WRITTEN REQUEST> Your answer should be only a number: how many lines include the word "React".

GIVEN DATA>
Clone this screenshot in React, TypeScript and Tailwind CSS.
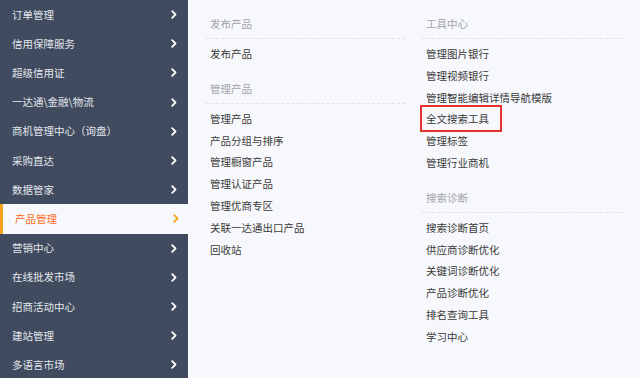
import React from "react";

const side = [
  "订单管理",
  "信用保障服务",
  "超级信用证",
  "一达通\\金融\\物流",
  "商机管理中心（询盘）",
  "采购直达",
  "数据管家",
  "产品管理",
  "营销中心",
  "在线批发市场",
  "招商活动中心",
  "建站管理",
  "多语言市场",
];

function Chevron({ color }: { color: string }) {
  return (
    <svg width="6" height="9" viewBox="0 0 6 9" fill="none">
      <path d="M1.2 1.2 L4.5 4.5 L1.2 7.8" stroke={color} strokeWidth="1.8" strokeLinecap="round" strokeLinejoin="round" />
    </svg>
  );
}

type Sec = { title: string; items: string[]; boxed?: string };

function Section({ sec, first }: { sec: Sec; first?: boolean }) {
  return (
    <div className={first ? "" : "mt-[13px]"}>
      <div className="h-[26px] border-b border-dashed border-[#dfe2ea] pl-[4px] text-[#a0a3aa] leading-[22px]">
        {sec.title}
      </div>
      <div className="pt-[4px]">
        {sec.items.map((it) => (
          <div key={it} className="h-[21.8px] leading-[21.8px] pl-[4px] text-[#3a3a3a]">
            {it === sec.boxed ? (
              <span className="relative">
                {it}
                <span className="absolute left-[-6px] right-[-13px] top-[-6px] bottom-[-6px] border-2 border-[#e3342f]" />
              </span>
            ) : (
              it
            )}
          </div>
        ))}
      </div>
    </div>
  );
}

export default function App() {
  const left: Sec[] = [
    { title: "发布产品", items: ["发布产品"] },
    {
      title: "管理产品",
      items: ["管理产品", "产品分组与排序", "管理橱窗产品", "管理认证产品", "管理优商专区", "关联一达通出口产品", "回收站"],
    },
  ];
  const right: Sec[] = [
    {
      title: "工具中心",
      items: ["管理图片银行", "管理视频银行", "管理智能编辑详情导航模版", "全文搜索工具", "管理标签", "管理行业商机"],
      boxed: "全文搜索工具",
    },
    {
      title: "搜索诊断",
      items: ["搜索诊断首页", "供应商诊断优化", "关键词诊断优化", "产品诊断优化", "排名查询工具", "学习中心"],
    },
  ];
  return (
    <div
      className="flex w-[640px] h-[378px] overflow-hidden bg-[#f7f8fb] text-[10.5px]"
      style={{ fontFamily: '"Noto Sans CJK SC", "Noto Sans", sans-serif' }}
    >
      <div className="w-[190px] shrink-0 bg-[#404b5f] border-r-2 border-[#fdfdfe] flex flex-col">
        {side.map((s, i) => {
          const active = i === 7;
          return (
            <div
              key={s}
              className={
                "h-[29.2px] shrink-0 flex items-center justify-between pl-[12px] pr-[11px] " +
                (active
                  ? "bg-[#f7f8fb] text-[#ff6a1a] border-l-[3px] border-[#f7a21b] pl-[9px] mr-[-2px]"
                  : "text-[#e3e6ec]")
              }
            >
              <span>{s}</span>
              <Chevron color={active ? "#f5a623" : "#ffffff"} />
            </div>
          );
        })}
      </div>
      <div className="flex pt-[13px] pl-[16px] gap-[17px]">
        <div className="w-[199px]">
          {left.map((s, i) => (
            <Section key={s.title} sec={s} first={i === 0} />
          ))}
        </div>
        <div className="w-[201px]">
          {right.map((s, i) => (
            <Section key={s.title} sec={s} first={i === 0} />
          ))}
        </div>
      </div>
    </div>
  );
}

RESULT OF THIS EXERCISE> 2